Research from Kaiser Permanente Southern California has shown that the shingles vaccine is safe to take, even though only about 10 percent of people who qualify for the vaccine actually take it.
Shingles is an extremely painful infection of the nerves and skin and is caused by the varicella zoster virus, the same virus as chickenpox. In order to have shingles, a person must first have had chickenpox, usually in childhood.
In the United States, the vast majority of adults have been exposed to chickenpox as children. Actually, all but 1 percent have had it by age 40.
Shingles is most prevalent with people over the age of 60, but it can happen to any adults who have had chickenpox. One-third of adults will get shingles in their lifetime.
◦ Red, slightly raised band or patch often overlaid with multiple small fluid-filled blisters
◦ Develops on one side of the body or the other, typically not crossing midline
◦ Spreads to multiple parts of the body — the “disseminated” zoster (in severe cases)
◦ Blisters dry out and crust (within several days)
◦ Affects mostly the torso and face
■ Affected eyes (in severe cases), which can seriously threaten vision
■ Pain on the skin at the site of the rash (usually severe)
■ Tingling or itchiness on the skin, which may start a few days before the rash
■ Skin in the affected area is unusually sensitive to touch
If a person is experiencing a combination of several of these symptoms, they should contact their doctor straight away.
It's unknown why the majority of adults have chosen to not be vaccinated. Several factors may be that people don't know the vaccinations exists, they are not aware that their risk is fairly high, or their doctors are not informing them about shingles at all.
There are also other factors including the cost ($160 per vaccine, although it's usually covered by all the Medicare Part D options) and the difficulty in shipping the vaccine that must remain frozen.
The research done at Kaiser Permanente Southern California has shown that side effects are very unusual and that the vaccine is well-tolerated.
According to the New York Times that covered the story, "Researchers studied medical records of 193,083 people age 50 and older, following them for six weeks after getting the vaccine. They found no increased risk for stroke, heart disease, heart attack, meningitis or encephalitis.

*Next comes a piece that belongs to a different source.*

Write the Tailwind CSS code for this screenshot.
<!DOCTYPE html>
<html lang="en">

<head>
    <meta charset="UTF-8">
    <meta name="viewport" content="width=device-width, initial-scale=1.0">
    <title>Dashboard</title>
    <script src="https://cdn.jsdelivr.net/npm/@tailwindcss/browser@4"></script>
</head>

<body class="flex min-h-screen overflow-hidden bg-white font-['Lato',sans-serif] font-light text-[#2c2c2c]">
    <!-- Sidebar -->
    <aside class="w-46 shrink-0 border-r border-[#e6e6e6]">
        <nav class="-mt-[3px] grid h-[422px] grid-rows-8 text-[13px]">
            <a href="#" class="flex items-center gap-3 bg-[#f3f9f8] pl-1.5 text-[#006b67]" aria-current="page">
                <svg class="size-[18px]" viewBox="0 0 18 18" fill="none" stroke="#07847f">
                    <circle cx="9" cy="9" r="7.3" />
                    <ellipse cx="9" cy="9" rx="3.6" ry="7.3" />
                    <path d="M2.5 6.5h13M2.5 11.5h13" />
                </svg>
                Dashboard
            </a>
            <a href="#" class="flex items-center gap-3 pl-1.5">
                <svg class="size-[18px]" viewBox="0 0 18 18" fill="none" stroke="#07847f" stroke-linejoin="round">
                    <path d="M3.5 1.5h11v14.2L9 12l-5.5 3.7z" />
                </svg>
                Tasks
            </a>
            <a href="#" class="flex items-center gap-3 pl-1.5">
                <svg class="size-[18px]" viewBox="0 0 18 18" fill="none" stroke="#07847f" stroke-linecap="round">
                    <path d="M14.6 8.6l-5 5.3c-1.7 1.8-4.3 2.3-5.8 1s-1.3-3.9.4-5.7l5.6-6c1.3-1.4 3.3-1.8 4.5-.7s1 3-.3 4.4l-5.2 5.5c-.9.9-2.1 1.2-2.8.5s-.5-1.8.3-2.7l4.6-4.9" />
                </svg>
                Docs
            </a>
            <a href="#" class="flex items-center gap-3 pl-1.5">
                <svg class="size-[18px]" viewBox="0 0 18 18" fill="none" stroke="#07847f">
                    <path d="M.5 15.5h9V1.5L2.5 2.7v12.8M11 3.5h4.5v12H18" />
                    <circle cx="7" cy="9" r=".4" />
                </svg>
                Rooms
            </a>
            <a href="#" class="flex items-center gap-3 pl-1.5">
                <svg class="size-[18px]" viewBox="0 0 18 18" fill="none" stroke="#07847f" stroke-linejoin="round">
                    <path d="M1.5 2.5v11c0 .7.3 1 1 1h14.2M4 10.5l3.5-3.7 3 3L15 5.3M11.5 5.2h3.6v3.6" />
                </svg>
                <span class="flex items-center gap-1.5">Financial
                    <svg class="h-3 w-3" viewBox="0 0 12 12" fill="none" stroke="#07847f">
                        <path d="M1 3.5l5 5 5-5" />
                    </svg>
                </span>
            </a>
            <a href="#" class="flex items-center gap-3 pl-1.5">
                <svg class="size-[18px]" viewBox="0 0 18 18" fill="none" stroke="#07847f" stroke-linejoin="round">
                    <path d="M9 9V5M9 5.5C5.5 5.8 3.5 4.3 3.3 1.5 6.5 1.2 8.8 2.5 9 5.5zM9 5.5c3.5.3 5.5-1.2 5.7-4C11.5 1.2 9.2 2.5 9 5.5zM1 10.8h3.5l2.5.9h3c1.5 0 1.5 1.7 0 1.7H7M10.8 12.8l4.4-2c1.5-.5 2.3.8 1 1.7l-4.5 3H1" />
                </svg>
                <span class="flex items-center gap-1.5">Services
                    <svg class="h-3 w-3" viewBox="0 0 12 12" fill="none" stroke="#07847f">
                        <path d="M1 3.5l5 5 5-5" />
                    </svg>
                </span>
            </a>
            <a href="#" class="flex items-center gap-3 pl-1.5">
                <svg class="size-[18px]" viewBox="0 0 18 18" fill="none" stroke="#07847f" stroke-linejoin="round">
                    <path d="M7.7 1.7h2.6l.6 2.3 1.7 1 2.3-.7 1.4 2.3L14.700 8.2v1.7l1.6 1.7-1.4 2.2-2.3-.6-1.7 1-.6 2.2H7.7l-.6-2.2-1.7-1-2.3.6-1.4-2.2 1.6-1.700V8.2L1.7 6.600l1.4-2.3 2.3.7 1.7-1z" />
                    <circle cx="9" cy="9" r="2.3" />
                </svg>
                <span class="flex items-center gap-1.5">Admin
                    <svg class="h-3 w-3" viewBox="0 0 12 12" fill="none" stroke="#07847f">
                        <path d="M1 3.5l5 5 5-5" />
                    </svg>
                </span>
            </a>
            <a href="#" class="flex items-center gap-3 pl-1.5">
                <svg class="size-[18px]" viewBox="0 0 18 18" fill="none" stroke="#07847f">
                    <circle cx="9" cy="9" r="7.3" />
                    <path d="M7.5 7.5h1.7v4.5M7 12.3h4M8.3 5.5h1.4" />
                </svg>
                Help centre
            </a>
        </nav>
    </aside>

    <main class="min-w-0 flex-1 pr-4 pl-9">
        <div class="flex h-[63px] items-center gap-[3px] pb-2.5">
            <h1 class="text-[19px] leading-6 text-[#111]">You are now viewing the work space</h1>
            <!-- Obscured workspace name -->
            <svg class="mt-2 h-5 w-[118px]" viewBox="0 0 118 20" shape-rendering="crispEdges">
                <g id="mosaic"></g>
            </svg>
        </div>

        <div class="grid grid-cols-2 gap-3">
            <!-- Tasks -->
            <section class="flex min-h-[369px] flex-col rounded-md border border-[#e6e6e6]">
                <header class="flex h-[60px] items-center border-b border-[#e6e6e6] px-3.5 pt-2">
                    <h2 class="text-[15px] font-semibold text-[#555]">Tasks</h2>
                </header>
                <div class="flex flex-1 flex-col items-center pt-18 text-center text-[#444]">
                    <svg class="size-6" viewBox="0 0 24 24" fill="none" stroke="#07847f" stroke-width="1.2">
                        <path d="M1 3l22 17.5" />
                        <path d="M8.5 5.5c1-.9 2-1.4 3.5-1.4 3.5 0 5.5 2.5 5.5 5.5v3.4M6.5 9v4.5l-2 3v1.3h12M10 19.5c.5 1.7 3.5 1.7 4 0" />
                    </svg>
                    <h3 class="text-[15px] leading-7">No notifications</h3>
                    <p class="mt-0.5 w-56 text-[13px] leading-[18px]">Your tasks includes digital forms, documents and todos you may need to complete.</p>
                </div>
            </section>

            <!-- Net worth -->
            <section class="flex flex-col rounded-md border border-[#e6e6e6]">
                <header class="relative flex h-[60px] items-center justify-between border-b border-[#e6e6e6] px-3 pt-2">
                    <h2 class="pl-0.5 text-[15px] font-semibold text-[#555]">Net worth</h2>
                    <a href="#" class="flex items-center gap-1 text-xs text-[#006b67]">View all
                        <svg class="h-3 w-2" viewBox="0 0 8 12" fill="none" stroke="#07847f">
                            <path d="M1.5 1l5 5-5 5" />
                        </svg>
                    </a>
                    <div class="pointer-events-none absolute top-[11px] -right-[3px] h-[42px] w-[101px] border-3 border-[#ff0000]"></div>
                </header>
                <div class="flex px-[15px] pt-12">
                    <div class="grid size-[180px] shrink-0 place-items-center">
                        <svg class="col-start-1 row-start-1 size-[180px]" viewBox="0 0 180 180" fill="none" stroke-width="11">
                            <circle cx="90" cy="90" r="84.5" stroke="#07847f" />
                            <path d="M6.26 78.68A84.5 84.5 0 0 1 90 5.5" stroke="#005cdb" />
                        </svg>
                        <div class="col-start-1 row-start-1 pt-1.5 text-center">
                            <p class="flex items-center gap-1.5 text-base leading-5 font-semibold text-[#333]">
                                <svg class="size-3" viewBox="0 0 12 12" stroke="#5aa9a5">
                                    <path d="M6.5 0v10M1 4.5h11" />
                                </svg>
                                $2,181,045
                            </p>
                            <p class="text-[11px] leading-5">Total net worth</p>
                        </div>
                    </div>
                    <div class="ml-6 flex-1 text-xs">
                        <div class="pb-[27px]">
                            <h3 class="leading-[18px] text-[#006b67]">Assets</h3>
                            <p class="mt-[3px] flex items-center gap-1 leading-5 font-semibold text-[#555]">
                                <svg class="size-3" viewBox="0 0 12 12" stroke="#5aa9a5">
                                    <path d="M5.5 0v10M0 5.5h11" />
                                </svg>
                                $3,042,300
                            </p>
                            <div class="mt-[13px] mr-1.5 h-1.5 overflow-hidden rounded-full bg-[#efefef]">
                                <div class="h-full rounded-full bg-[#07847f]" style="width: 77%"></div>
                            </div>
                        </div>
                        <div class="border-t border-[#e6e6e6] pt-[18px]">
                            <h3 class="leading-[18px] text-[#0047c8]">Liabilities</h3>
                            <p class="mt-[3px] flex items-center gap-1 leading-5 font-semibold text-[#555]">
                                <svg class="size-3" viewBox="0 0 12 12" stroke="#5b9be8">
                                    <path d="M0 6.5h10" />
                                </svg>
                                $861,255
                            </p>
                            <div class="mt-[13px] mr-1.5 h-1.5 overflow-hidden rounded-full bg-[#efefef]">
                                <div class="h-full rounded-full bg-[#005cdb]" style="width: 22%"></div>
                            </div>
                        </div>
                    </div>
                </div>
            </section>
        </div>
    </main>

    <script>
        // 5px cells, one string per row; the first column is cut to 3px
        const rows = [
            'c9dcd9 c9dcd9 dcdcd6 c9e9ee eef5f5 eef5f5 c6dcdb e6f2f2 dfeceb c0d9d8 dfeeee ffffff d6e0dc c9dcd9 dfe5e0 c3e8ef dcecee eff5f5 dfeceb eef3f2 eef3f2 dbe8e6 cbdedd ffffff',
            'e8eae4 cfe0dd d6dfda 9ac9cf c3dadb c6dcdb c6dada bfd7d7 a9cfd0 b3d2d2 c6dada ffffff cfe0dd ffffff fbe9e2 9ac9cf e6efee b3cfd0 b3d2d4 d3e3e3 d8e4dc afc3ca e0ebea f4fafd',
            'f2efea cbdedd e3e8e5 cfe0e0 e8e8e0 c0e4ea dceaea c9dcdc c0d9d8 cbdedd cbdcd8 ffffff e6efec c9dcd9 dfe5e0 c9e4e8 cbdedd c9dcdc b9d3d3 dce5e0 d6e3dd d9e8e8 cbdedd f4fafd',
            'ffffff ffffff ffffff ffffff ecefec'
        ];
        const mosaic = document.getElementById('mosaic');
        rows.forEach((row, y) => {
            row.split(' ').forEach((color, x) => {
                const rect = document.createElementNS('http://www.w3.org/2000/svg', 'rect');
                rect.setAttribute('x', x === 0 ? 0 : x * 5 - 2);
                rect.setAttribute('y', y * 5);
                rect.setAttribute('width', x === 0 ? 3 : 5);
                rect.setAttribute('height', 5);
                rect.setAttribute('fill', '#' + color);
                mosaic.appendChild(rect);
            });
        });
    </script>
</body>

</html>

"There was no increased risk for Bell’s palsy or Ramsay Hunt syndrome, possible complications of infection with herpes zoster, the virus that causes shingles and chicken pox. The most common side effect was swelling or redness at the site of the injection."
“If we look at the data, we don’t see any risk of serious adverse events following the vaccination,” said Hung Fu Tseng, the lead author and a researcher with Kaiser Permanente Southern California."
According the EmpowHER's Shingles page, treatment is focused on keeping the patient comfortable, applying wet cloths, as well as using calamine lotion, over-the-counter pain medications, and/or antiviral drugs.
There is no way to prevent shingles (other than a vaccination, as studies have shown the vaccine to reduce the odds of getting shingles by 55 percent) and no cure.
Shingles can take several weeks to recover from, or even months for those with compromised immune systems or advanced age.
EmpowHER.co. Shingles. Shingles Symptoms. Web. Friday, April 27th, 2012. https://www.empowher.com/condition/shingles/symptoms
The New York Times. Health. Research. Prevention: Shingles Vaccine Is Shown to Be Very Safe. Web. Friday, April 27th, 2012.